__Data extract__:

'''

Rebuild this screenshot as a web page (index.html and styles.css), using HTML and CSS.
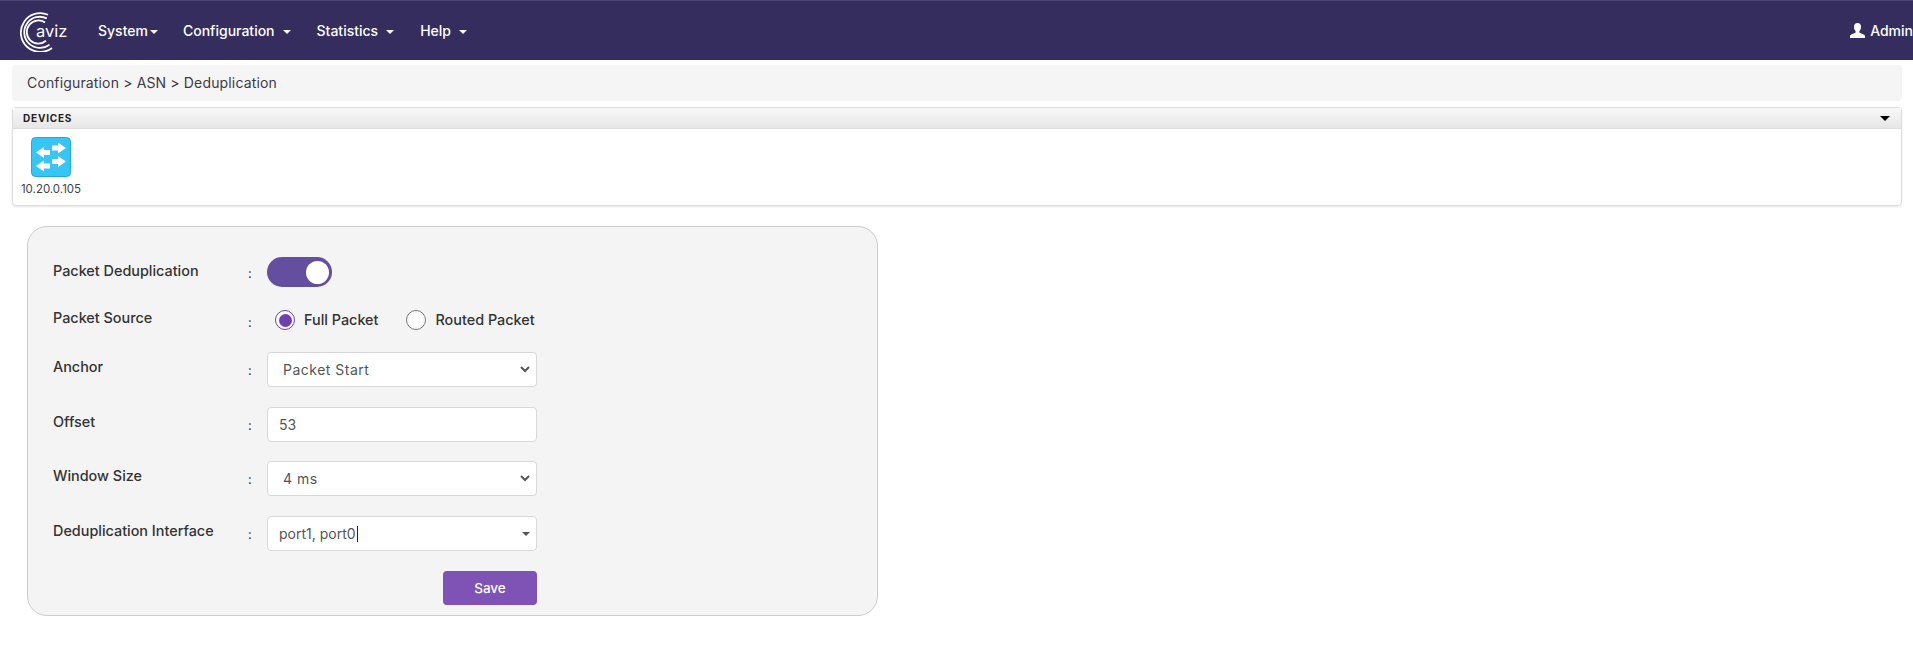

'''
'''

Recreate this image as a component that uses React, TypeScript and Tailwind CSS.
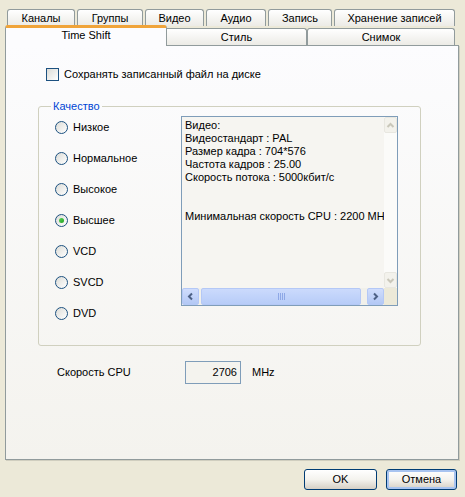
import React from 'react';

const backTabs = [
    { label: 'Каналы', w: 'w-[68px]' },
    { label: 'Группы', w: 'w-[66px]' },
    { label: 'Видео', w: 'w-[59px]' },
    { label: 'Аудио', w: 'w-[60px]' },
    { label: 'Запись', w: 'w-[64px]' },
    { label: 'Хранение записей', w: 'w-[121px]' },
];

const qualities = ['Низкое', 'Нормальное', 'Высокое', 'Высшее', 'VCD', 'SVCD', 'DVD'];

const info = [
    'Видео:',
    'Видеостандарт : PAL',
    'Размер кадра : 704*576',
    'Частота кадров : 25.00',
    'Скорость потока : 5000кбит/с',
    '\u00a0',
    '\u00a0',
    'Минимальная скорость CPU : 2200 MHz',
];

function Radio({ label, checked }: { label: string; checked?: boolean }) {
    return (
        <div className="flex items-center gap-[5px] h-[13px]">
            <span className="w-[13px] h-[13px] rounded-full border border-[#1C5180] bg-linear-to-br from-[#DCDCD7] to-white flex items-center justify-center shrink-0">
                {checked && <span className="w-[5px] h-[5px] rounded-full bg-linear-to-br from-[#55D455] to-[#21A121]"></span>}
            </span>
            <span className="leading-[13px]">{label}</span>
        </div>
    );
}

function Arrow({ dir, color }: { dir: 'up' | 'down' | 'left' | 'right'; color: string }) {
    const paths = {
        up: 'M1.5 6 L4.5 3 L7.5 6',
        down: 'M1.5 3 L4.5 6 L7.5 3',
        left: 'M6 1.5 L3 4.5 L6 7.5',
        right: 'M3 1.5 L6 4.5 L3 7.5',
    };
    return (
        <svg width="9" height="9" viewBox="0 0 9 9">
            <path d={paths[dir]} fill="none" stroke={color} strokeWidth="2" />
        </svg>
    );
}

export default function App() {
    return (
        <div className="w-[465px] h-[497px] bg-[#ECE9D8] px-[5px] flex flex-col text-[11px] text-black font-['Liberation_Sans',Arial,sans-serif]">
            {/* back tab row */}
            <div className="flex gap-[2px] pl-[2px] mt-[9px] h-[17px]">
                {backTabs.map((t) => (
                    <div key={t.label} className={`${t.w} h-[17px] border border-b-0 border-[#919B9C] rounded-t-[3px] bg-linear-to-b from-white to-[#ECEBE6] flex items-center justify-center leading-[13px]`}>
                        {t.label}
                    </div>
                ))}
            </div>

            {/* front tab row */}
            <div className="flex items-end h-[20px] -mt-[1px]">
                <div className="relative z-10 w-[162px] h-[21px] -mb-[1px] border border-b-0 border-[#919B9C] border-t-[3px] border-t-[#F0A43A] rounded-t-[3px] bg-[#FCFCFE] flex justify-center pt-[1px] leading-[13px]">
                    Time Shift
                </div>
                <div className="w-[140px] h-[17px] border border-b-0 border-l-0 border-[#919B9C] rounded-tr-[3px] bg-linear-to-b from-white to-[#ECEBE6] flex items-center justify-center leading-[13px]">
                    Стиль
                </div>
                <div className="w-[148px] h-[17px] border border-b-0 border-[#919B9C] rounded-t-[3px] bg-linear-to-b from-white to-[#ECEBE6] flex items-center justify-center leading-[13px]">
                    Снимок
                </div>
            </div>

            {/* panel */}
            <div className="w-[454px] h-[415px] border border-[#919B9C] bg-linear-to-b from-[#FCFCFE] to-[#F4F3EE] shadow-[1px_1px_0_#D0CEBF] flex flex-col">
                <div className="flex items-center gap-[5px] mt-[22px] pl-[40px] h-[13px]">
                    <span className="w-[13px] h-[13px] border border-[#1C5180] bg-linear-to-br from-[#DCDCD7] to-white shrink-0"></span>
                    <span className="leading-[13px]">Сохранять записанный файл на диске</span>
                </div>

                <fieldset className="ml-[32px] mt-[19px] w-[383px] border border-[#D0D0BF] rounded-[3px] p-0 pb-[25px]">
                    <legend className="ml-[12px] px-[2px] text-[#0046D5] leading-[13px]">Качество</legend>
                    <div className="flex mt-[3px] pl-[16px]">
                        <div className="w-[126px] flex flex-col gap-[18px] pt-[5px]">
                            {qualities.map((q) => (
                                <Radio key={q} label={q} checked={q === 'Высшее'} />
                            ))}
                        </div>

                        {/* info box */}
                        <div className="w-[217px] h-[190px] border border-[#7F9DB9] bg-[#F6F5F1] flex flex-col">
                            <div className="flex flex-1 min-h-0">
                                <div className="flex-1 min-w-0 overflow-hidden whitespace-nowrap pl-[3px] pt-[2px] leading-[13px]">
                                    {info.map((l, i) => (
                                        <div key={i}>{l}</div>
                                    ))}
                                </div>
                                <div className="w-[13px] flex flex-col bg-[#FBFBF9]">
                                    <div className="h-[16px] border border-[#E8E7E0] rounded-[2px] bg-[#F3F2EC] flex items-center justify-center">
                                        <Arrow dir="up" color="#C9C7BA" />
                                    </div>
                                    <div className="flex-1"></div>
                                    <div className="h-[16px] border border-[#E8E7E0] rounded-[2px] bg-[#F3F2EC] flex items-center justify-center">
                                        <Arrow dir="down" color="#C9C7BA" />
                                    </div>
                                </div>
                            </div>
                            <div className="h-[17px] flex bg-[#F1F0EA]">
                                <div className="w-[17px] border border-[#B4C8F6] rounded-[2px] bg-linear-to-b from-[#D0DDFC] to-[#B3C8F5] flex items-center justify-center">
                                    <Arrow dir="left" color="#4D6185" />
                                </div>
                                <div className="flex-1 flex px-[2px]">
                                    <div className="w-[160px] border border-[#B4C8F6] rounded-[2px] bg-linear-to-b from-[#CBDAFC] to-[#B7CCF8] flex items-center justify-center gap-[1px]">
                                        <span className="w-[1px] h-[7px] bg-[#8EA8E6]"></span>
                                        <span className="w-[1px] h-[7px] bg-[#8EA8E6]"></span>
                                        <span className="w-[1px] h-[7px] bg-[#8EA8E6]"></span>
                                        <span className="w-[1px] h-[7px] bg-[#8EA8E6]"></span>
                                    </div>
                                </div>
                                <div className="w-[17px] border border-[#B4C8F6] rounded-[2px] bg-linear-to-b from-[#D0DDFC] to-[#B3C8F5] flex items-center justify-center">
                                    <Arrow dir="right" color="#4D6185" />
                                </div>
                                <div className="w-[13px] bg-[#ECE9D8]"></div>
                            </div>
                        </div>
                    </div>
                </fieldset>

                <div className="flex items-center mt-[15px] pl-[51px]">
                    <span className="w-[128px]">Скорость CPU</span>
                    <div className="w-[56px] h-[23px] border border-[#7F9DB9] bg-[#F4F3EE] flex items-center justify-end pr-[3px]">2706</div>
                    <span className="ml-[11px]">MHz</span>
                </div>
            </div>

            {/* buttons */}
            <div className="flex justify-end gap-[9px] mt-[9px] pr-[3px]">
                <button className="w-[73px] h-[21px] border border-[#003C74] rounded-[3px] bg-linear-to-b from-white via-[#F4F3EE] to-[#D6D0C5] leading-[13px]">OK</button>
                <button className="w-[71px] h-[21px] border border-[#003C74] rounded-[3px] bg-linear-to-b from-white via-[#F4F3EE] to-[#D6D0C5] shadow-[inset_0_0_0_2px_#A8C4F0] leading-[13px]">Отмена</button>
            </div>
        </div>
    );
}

'''
'''

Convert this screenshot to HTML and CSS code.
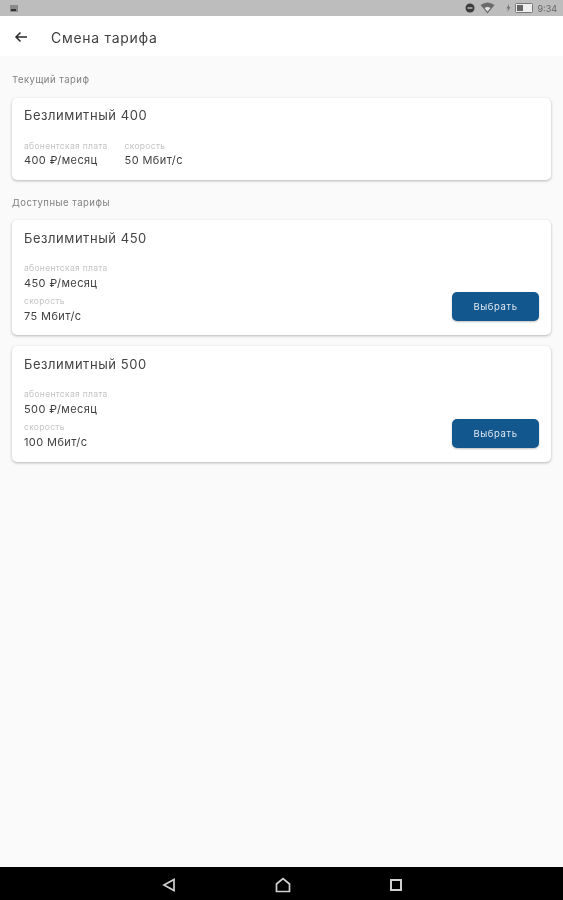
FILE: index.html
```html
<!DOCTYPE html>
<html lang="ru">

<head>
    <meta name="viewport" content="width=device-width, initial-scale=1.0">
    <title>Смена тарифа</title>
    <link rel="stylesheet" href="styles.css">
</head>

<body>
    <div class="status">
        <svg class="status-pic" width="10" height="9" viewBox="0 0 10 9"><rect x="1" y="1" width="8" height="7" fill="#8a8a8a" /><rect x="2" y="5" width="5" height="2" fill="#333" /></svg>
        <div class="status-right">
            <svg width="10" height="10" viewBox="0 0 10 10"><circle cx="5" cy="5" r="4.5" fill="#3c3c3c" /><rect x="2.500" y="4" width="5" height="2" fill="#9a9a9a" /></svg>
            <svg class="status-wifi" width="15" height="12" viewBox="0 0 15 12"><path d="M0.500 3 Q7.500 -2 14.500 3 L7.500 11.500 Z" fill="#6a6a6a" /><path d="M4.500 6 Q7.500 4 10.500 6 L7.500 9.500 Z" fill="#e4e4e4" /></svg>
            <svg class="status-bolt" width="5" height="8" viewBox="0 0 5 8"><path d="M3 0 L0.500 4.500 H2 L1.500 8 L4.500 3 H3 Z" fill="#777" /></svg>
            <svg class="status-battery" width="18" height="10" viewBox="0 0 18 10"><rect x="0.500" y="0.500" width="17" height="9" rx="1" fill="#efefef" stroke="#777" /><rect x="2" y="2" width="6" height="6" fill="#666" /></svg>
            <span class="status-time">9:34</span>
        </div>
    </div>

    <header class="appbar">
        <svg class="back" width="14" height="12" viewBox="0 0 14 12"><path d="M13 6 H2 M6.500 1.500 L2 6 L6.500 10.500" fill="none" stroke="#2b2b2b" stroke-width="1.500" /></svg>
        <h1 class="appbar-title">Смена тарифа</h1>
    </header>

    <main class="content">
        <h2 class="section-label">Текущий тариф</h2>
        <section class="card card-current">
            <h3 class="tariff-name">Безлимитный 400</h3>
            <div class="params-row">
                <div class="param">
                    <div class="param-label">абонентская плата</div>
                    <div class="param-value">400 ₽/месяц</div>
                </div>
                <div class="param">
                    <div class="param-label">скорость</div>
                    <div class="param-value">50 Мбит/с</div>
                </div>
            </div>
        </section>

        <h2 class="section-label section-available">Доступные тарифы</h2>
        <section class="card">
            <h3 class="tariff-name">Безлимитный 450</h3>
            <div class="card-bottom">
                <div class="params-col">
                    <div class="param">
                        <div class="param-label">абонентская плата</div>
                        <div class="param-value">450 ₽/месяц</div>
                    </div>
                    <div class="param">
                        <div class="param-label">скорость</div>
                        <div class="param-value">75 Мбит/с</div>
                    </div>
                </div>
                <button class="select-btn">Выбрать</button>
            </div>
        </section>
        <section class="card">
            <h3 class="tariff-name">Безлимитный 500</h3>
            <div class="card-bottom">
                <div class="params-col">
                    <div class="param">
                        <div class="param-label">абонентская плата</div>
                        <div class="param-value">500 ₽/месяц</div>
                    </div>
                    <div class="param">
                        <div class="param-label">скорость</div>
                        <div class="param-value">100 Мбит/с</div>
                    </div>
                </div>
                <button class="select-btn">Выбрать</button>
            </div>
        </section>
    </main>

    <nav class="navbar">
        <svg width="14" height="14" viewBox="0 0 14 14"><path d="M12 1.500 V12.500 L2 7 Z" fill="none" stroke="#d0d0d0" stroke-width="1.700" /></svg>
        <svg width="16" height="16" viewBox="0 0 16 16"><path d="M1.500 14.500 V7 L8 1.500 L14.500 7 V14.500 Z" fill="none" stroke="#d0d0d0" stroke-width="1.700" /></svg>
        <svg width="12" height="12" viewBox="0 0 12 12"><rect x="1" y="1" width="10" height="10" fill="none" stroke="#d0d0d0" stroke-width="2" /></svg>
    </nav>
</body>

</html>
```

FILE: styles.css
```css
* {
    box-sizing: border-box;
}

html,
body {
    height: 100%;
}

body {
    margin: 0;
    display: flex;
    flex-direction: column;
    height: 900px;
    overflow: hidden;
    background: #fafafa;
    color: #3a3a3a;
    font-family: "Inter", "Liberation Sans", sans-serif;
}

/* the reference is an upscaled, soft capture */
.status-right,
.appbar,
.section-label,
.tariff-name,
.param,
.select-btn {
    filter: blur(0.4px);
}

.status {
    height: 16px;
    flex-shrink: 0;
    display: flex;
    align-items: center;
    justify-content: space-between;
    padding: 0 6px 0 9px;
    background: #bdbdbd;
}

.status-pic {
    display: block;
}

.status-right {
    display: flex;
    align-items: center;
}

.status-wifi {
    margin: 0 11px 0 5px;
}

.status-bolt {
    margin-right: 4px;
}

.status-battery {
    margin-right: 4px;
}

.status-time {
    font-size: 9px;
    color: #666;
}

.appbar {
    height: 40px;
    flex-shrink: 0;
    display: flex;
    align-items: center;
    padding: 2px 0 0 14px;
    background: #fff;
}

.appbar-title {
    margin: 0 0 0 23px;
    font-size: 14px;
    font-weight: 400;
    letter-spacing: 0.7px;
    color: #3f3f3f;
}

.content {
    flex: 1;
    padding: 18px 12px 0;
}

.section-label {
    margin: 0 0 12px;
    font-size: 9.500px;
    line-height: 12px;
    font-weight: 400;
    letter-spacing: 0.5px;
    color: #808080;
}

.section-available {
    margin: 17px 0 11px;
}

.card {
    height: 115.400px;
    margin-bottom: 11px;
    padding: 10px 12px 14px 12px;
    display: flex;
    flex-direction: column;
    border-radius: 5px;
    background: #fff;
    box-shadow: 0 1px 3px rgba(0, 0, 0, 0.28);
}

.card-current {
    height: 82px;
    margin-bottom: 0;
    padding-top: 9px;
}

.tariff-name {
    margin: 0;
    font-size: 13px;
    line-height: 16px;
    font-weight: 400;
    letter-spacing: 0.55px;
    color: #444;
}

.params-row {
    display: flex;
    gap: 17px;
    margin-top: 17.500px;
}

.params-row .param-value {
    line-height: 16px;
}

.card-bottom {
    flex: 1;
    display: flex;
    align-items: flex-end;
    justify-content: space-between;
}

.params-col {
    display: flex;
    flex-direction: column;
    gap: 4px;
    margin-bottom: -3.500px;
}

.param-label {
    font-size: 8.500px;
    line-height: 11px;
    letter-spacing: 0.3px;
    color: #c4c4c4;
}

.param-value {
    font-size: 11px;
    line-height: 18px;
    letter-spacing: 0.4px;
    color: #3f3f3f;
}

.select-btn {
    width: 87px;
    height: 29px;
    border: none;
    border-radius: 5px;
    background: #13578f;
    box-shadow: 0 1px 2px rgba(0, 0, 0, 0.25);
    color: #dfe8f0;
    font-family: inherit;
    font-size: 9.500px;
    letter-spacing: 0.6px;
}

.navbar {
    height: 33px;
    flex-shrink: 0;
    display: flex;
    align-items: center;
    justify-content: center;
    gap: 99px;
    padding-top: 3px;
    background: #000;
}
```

'''

__Do this__:
Make an exact copy of the lines from the one that contains "Recreate this image" through the one that contains "import React from 'react';", both included, and no other lines. Pictures are skipped.

__Finished answer__:
Recreate this image as a component that uses React, TypeScript and Tailwind CSS.
import React from 'react';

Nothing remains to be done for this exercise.